*Task description:*
Check each line of the entries below for the string "screenshot"; copy every line where it appears.

*Raw records:*
________

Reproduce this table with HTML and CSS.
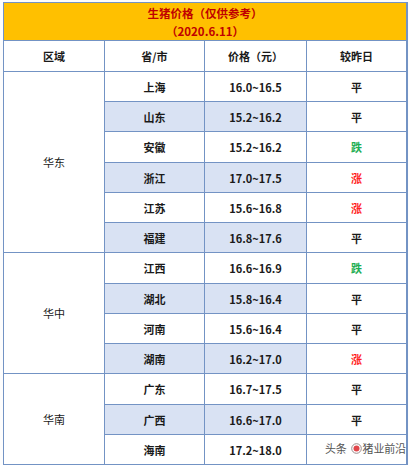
FILE: index.html
```html
<!DOCTYPE html>
<html lang="zh">
<head>
<meta charset="utf-8">
<link rel="stylesheet" href="styles.css">
</head>
<body>
<div class="sheet">
  <div class="cell title"><span>生猪价格（仅供参考）</span><span>（2020.6.11）</span></div>
  <div class="cell head">区域</div>
  <div class="cell head">省/市</div>
  <div class="cell head">价格（元）</div>
  <div class="cell head">较昨日</div>

  <div class="cell region r-east">华东</div>
  <div class="cell b">上海</div><div class="cell b">16.0~16.5</div><div class="cell b">平</div>
  <div class="cell b sh">山东</div><div class="cell b sh">15.2~16.2</div><div class="cell b">平</div>
  <div class="cell b">安徽</div><div class="cell b">15.2~16.2</div><div class="cell b down">跌</div>
  <div class="cell b sh">浙江</div><div class="cell b sh">17.0~17.5</div><div class="cell b up">涨</div>
  <div class="cell b">江苏</div><div class="cell b">15.6~16.8</div><div class="cell b up">涨</div>
  <div class="cell b sh">福建</div><div class="cell b sh">16.8~17.6</div><div class="cell b">平</div>

  <div class="cell region r-mid">华中</div>
  <div class="cell b">江西</div><div class="cell b">16.6~16.9</div><div class="cell b down">跌</div>
  <div class="cell b sh">湖北</div><div class="cell b sh">15.8~16.4</div><div class="cell b">平</div>
  <div class="cell b">河南</div><div class="cell b">15.6~16.4</div><div class="cell b">平</div>
  <div class="cell b sh">湖南</div><div class="cell b sh">16.2~17.0</div><div class="cell b up">涨</div>

  <div class="cell region r-south">华南</div>
  <div class="cell b">广东</div><div class="cell b">16.7~17.5</div><div class="cell b">平</div>
  <div class="cell b sh">广西</div><div class="cell b sh">16.6~17.0</div><div class="cell b">平</div>
  <div class="cell b">海南</div><div class="cell b">17.2~18.0</div><div class="cell b"></div>

  <div class="cell"></div><div class="cell"></div><div class="cell"></div><div class="cell"></div>
</div>
<div class="mark">头条 <span class="at"><svg width="11" height="11" viewBox="0 0 11 11"><circle cx="5.5" cy="5.5" r="4.8" fill="none" stroke="#9a8a8a" stroke-width="1"/><circle cx="5.5" cy="5.5" r="3" fill="#e0454a"/></svg></span>猪业前沿</div>
</body>
</html>
```
FILE: styles.css
```css
html, body {
  margin: 0;
  padding: 0;
  background: #fdfdfd;
  overflow: hidden;
  height: 465px;
}
body {
  font-family: "Noto Sans CJK SC", "Noto Sans", sans-serif;
  color: #1a1a1a;
  font-size: 11px;
  position: relative;
}
.sheet {
  margin: 2px 0 0 3px;
  width: 403px;
  display: grid;
  grid-template-columns: 100px 99px 101px 99px;
  grid-template-rows: 37px 30px 29px 29px 30px 29px 29px 29px 30px 29px 29px 29px 30px 29px 29px 30px;
  gap: 1px;
  background: #7393c4;
  border: 1px solid #7393c4;
}
.cell {
  background: #ffffff;
  display: flex;
  align-items: center;
  justify-content: center;
}
.title {
  grid-column: 1 / 5;
  background: #ffc000;
  color: #c00000;
  font-weight: 700;
  flex-direction: column;
  line-height: 18px;
  font-size: 11.5px;
}
.head { font-weight: 700; }
.b { font-weight: 700; }
.region { font-weight: 400; }
.r-east { grid-row: span 6; }
.r-mid { grid-row: span 4; }
.r-south { grid-row: span 3; }
.sh { background: #d9e2f3; }
.up { color: #ff1f1f; }
.down { color: #1fae54; }
.mark {
  position: absolute;
  left: 325px;
  top: 440px;
  font-size: 11px;
  color: #555;
  display: flex;
  align-items: center;
  gap: 1px;
  letter-spacing: -0.2px;
}
.at { display: inline-flex; margin-left: 3px; }
```
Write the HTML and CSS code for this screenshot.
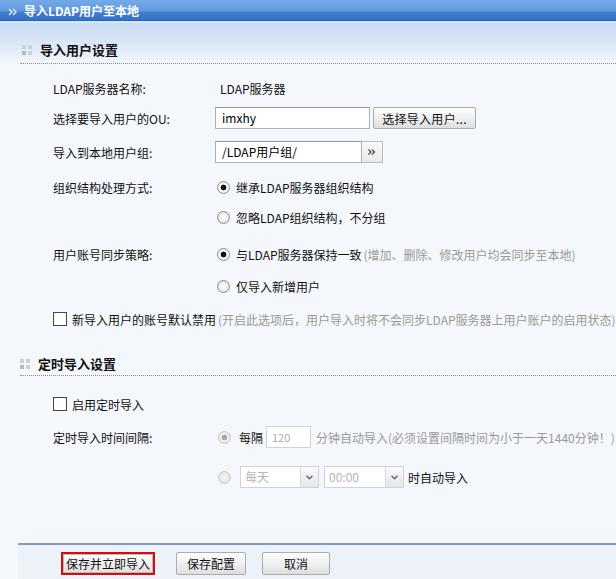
FILE: index.html
```html
<!DOCTYPE html>
<html lang="zh-CN">
<head>
<meta charset="utf-8">
<title>导入LDAP用户至本地</title>
<link rel="stylesheet" href="styles.css">
</head>
<body>
<div class="titlebar">
  <svg class="titlebar-icon" width="10" height="8" viewBox="0 0 10 8"><path d="M1 1l3 3-3 3M5 1l3 3-3 3" fill="none" stroke="#dfeeff" stroke-width="1.4"/></svg>
  <span class="titlebar-text">导入LDAP用户至本地</span>
</div>
<div class="hero">
  <div class="section-head">
    <span class="grip"><i></i><i></i><i></i><i></i></span>
    <h2 class="section-title">导入用户设置</h2>
  </div>
</div>
<div class="form">
  <div class="row">
    <span class="label">LDAP服务器名称:</span>
    <span class="value text-pad">LDAP服务器</span>
  </div>
  <div class="row">
    <span class="label">选择要导入用户的OU:</span>
    <span class="value">
      <span class="input ou-input">imxhy</span>
      <span class="btn pick-btn">选择导入用户...</span>
    </span>
  </div>
  <div class="row mt-4">
    <span class="label">导入到本地用户组:</span>
    <span class="value">
      <span class="input group-input">/LDAP用户组/</span>
      <span class="more-btn"><svg width="8" height="6" viewBox="0 0 8 6"><path d="M0.5 0.5l2.5 2.5-2.5 2.5M4 0.5l2.5 2.5-2.5 2.5" fill="none" stroke="#444" stroke-width="1.2"/></svg></span>
    </span>
  </div>
  <div class="row mt-5">
    <span class="label">组织结构处理方式:</span>
    <span class="value"><span class="radio checked"></span>继承LDAP服务器组织结构</span>
  </div>
  <div class="row">
    <span class="label"></span>
    <span class="value"><span class="radio"></span>忽略LDAP组织结构，不分组</span>
  </div>
  <div class="row mt-7">
    <span class="label">用户账号同步策略:</span>
    <span class="value"><span class="radio checked"></span>与LDAP服务器保持一致<span class="hint">(增加、删除、修改用户均会同步至本地)</span></span>
  </div>
  <div class="row mt-2">
    <span class="label"></span>
    <span class="value"><span class="radio"></span>仅导入新增用户</span>
  </div>
  <div class="row mt-3">
    <span class="check"></span><span class="check-text">新导入用户的账号默认禁用</span><span class="hint">(开启此选项后，用户导入时将不会同步LDAP服务器上用户账户的启用状态)</span>
  </div>
</div>
<div class="section-head second">
  <span class="grip"><i></i><i></i><i></i><i></i></span>
  <h2 class="section-title">定时导入设置</h2>
</div>
<div class="form form-second">
  <div class="row">
    <span class="check"></span><span class="check-text">启用定时导入</span>
  </div>
  <div class="row mt-3">
    <span class="label">定时导入时间间隔:</span>
    <span class="value">
      <span class="radio checked disabled"></span><span class="muted-label">每隔</span><span class="input small-input">120</span><span class="hint-plain">分钟自动导入(必须设置间隔时间为小于一天1440分钟！)</span>
    </span>
  </div>
  <div class="row mt-10">
    <span class="label"></span>
    <span class="value">
      <span class="radio disabled"></span>
      <span class="select day-select"><span class="select-text">每天</span><span class="select-arrow"><svg width="7" height="5" viewBox="0 0 7 5"><path d="M0.5 0.8l3 3 3-3" fill="none" stroke="#4d6b97" stroke-width="1.5"/></svg></span></span>
      <span class="select time-select"><span class="select-text">00:00</span><span class="select-arrow"><svg width="7" height="5" viewBox="0 0 7 5"><path d="M0.5 0.8l3 3 3-3" fill="none" stroke="#4d6b97" stroke-width="1.5"/></svg></span></span>
      <span class="after-select">时自动导入</span>
    </span>
  </div>
</div>
<div class="footer">
  <span class="btn footer-btn primary">保存并立即导入</span>
  <span class="btn footer-btn save">保存配置</span>
  <span class="btn footer-btn cancel">取消</span>
</div>
</body>
</html>
```
FILE: styles.css
```css
html, body {
  margin: 0;
  padding: 0;
}
body {
  width: 616px;
  height: 579px;
  overflow: hidden;
  background: #f4f7fb;
  font-family: "Noto Sans CJK SC", "DejaVu Sans", sans-serif;
  font-size: 12px;
  color: #111;
  display: flex;
  flex-direction: column;
  white-space: nowrap;
}
.titlebar {
  height: 23px;
  flex: none;
  display: flex;
  align-items: center;
  padding-bottom: 2px;
  box-sizing: border-box;
  background: linear-gradient(to bottom, #74aae9 0, #6199de 11px, #417dd0 12px, #3570c4 20px, #2c61ad 20px, #2c61ad 21px, #c8ecfb 21px, #c8ecfb 23px);
}
.titlebar-icon {
  margin-left: 8px;
  margin-right: 6px;
  margin-top: 2px;
}
.titlebar-text {
  color: #fff;
  font-weight: bold;
  font-size: 12px;
  line-height: 16px;
}
.hero {
  flex: none;
  padding-left: 20px;
  background: linear-gradient(to bottom, #c9dcf4 0, #d8e5f6 18px, #f2f6fb 40px);
}
.section-head {
  display: flex;
  align-items: center;
  padding: 19px 0 5px 2px;
  border-bottom: 1px dotted #8a8a8a;
  flex: none;
}
.section-head.second {
  margin: 3px 0 0 20px;
  padding-left: 0;
  padding-bottom: 3px;
}
.grip {
  display: grid;
  grid-template-columns: 4px 4px;
  grid-template-rows: 4px 4px;
  gap: 2px;
  margin-right: 8px;
}
.grip i {
  display: block;
  background: #cdd1d6;
}
.grip i:nth-child(3) {
  background: #b6bbc1;
}
.section-title {
  margin: 0;
  font-size: 13px;
  line-height: 16px;
  font-weight: bold;
  color: #111;
}
.form {
  padding: 9px 0 0 53px;
  flex: none;
}
.form-second {
  padding-top: 13px;
}
.row {
  height: 30px;
  display: flex;
  align-items: center;
}
.mt-2 { margin-top: 2px; }
.mt-3 { margin-top: 3px; }
.mt-4 { margin-top: 4px; }
.mt-5 { margin-top: 5px; }
.mt-7 { margin-top: 7px; }
.mt-10 { margin-top: 10px; }
.label {
  width: 162px;
  flex: none;
  color: #111;
}
.value {
  display: flex;
  align-items: center;
}
.text-pad {
  padding-left: 5px;
}
.input {
  box-sizing: border-box;
  height: 22px;
  line-height: 20px;
  border: 1px solid #a9b0b9;
  border-top-color: #8f969f;
  background: #fff;
  padding-left: 6px;
  color: #000;
}
.ou-input {
  width: 155px;
}
.group-input {
  width: 147px;
}
.more-btn {
  box-sizing: border-box;
  width: 21px;
  height: 22px;
  border: 1px solid #b9bec5;
  border-left: none;
  background: linear-gradient(#fafafa, #e9e9e9);
  display: flex;
  align-items: center;
  justify-content: center;
}
.btn {
  box-sizing: border-box;
  display: inline-flex;
  align-items: center;
  justify-content: center;
  height: 22px;
  border: 1px solid #a9adb3;
  border-radius: 2px;
  background: linear-gradient(to bottom, #fdfdfd 0, #f0f0f0 50%, #dedede 100%);
  color: #111;
}
.pick-btn {
  width: 103px;
  margin-left: 3px;
  letter-spacing: 0.3px;
}
.radio {
  box-sizing: border-box;
  width: 13px;
  height: 13px;
  border-radius: 50%;
  border: 1px solid #8b8f95;
  background: radial-gradient(circle, #ffffff 0, #f4f4f4 3px, #dcdcdc 6px);
  margin: 0 6px 0 2px;
  flex: none;
}
.radio.checked {
  background: radial-gradient(circle, #111 0, #111 2.6px, #fafafa 3.2px, #e9e9e9 6px);
}
.radio.disabled {
  border-color: #c7c9cc;
  background: radial-gradient(circle, #f6f6f6 0, #e2e2e2 6px);
  margin-left: 3px;
}
.radio.checked.disabled {
  background: radial-gradient(circle, #a9a9a9 0, #a9a9a9 2.6px, #f3f3f3 3.2px, #e2e2e2 6px);
}
.hint {
  color: #9a9a9a;
  margin-left: 2px;
}
.check {
  box-sizing: border-box;
  width: 14px;
  height: 14px;
  border: 1px solid #444;
  background: #fff;
  margin-right: 5px;
  flex: none;
}
.check-text {
  color: #111;
}
.muted-label {
  color: #111;
  margin-left: 2px;
}
.small-input {
  width: 45px;
  color: #aaa;
  border-color: #cfd3d8;
  margin-left: 3px;
  padding-left: 5px;
  font-size: 11px;
}
.hint-plain {
  color: #9a9a9a;
  margin-left: 5px;
}
.select {
  box-sizing: border-box;
  height: 22px;
  border: 1px solid #cfd3d8;
  background: #fff;
  display: flex;
  align-items: stretch;
}
.day-select {
  width: 79px;
  margin-left: 3px;
}
.time-select {
  width: 80px;
  margin-left: 5px;
}
.select-text {
  flex: 1;
  color: #b5b5b5;
  padding-left: 4px;
  line-height: 20px;
}
.select-arrow {
  width: 17px;
  border-left: 1px solid #d6d9dd;
  background: linear-gradient(#fbfbfb, #e6e6e6);
  display: flex;
  align-items: center;
  justify-content: center;
}
.after-select {
  margin-left: 4px;
  color: #111;
}
.footer {
  margin-top: auto;
  margin-left: 18px;
  height: 36px;
  box-sizing: border-box;
  border-top: 2px solid #7f9bc6;
  background: #edf2f9;
  display: flex;
  align-items: flex-start;
  padding: 7px 0 0 43px;
  flex: none;
}
.footer-btn {
  height: 23px;
}
.footer-btn.primary {
  width: 94px;
  border: 2px solid #d10f0f;
  border-radius: 0;
  box-shadow: inset 0 0 0 1px #b9b9b9;
}
.footer-btn.save {
  width: 70px;
  margin-left: 21px;
}
.footer-btn.cancel {
  width: 68px;
  margin-left: 16px;
}
```
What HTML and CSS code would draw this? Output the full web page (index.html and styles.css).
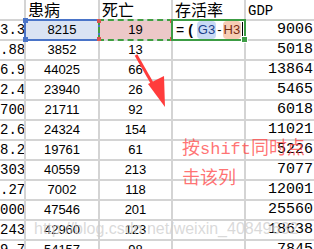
FILE: index.html
```html
<!DOCTYPE html>
<html>
<head>
<meta charset="utf-8">
<link rel="stylesheet" href="styles.css">
</head>
<body>
<div class="sheet">
  <div class="grid">
    <div class="c a"></div><div class="c h">患病</div><div class="c h">死亡</div><div class="c h">存活率</div><div class="c h gdp-h">GDP</div>

    <div class="c a">3.3</div><div class="c n selb">8215</div><div class="c n selr">19</div><div class="c f"><span class="eq">=</span><span class="par">(</span><span class="refb">G3</span><span class="minus">-</span><span class="refr">H3</span><span class="caret"></span></div><div class="c g">9006</div>
    <div class="c a">.88</div><div class="c n">3852</div><div class="c n">13</div><div class="c"></div><div class="c g">5018</div>
    <div class="c a">6.9</div><div class="c n">44025</div><div class="c n">66</div><div class="c"></div><div class="c g">13864</div>
    <div class="c a">2.4</div><div class="c n">23940</div><div class="c n">26</div><div class="c"></div><div class="c g">5465</div>
    <div class="c a">700</div><div class="c n">21711</div><div class="c n">92</div><div class="c"></div><div class="c g">6018</div>
    <div class="c a">2.6</div><div class="c n">24324</div><div class="c n">154</div><div class="c"></div><div class="c g">11021</div>
    <div class="c a">8.2</div><div class="c n">19761</div><div class="c n">61</div><div class="c"></div><div class="c g">5226</div>
    <div class="c a">303</div><div class="c n">40559</div><div class="c n">213</div><div class="c"></div><div class="c g">7077</div>
    <div class="c a">.27</div><div class="c n">7002</div><div class="c n">118</div><div class="c"></div><div class="c g">12001</div>
    <div class="c a">000</div><div class="c n">47546</div><div class="c n">201</div><div class="c"></div><div class="c g">25560</div>
    <div class="c a">243</div><div class="c n">42960</div><div class="c n">123</div><div class="c"></div><div class="c g">18638</div>
    <div class="c a">9.7</div><div class="c n">54157</div><div class="c n">98</div><div class="c"></div><div class="c g">7845</div>
  </div>

  <svg class="arrow" width="314" height="249" viewBox="0 0 314 249">
    <line x1="136" y1="55" x2="156" y2="90" stroke="#ff3c3c" stroke-width="3"/>
    <polygon points="148,84 164,76 165,107" fill="#ff3c3c"/>
  </svg>

  <div class="note">按<span class="lat">shift</span>同时点<br>击该列</div>
  <div class="wm">http://blog.csdn.net/weixin_40849632</div>
</div>
</body>
</html>
```

FILE: styles.css
```css
html, body {
  margin: 0;
  padding: 0;
  background: #fff;
}
.sheet {
  position: relative;
  width: 314px;
  height: 249px;
  overflow: hidden;
}
.grid {
  display: grid;
  grid-template-columns: 24px 72px 71px 71px 1fr;
  grid-template-rows: 19px repeat(12, 18px);
  gap: 2px;
  background: #d4d4d4;
  width: 314px;
}
.c {
  background: #fff;
  font-family: "Liberation Sans", Arial, sans-serif;
  font-size: 13px;
  color: #000;
  line-height: 18px;
  white-space: nowrap;
  position: relative;
}
.a {
  font-family: "Liberation Mono", monospace;
  font-size: 14px;
  text-align: right;
  overflow: hidden;
}
.h {
  font-family: "Noto Sans CJK SC", sans-serif;
  font-size: 16px;
  line-height: 18px;
  padding-left: 2px;
}
.gdp-h {
  font-family: "Liberation Mono", monospace;
  font-size: 14px;
  line-height: 23px;
}
.n {
  text-align: center;
}
.g {
  text-align: right;
  font-family: "Liberation Mono", monospace;
  font-size: 15px;
  padding-right: 1px;
}
.selb {
  background: #dae3f3;
  outline: 2px solid #4a74c8;
  z-index: 2;
}
.selb::before, .selb::after {
  content: "";
  position: absolute;
  left: -3px;
  width: 5px;
  height: 5px;
  background: #4a74c8;
}
.selb::before { top: -3px; }
.selb::after { bottom: -3px; }
.selr {
  background: #ecc8c8;
  outline: 2px dashed #3f9f3f;
  z-index: 2;
}
.selr::before, .selr::after {
  content: "";
  position: absolute;
  left: -3px;
  right: -3px;
  height: 4px;
  border-left: 4px solid #d9534f;
  border-right: 4px solid #d9534f;
}
.selr::before { top: -2px; }
.selr::after { bottom: -2px; }
.f {
  outline: 2px solid #3c9c44;
  z-index: 3;
  display: flex;
  align-items: center;
  padding-left: 3px;
  font-family: "Liberation Sans", sans-serif;
  font-size: 13px;
}
.f::after {
  content: "";
  position: absolute;
  right: -4px;
  bottom: -4px;
  width: 5px;
  height: 5px;
  background: #3c9c44;
  border: 1px solid #fff;
}
.eq { margin-right: 4px; font-size: 14px; }
.par { font-weight: bold; font-size: 14px; margin-right: 4px; }
.refb {
  background: #c9daf5;
  color: #1a3f8a;
  border-radius: 4px;
  padding: 0 1px;
}
.refr {
  background: #f7cdb5;
  color: #7a2a10;
  border-radius: 4px;
  padding: 0 1px;
}
.minus { margin: 0 1px; }
.caret {
  display: inline-block;
  width: 1px;
  height: 16px;
  background: #000;
  margin-left: 1px;
}
.arrow {
  position: absolute;
  left: 0;
  top: 0;
  pointer-events: none;
}
.note {
  position: absolute;
  left: 182px;
  top: 133px;
  font-family: "Noto Sans CJK SC", sans-serif;
  font-size: 18px;
  line-height: 26px;
  color: rgba(255, 70, 70, 0.75);
}
.lat {
  font-family: "Liberation Mono", monospace;
  font-size: 17px;
}
.wm {
  position: absolute;
  left: 34px;
  top: 220px;
  font-family: "Liberation Sans", Arial, sans-serif;
  font-size: 16px;
  color: rgba(205, 205, 205, 0.75);
  white-space: nowrap;
}
```
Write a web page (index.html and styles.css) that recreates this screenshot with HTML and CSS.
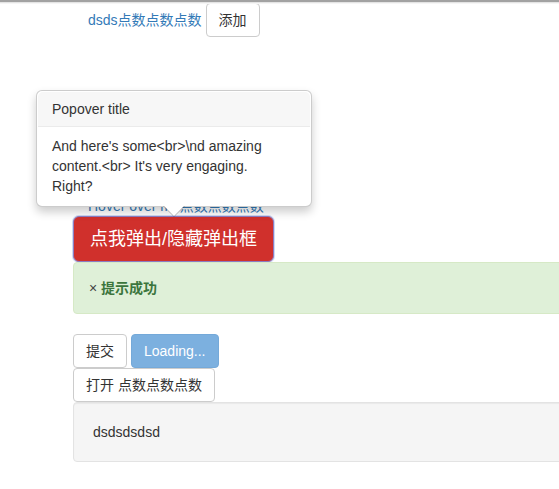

________

*Answer in full:*
Write the HTML and CSS code for this screenshot.
Write a web page (index.html and styles.css) that recreates this screenshot with HTML and CSS.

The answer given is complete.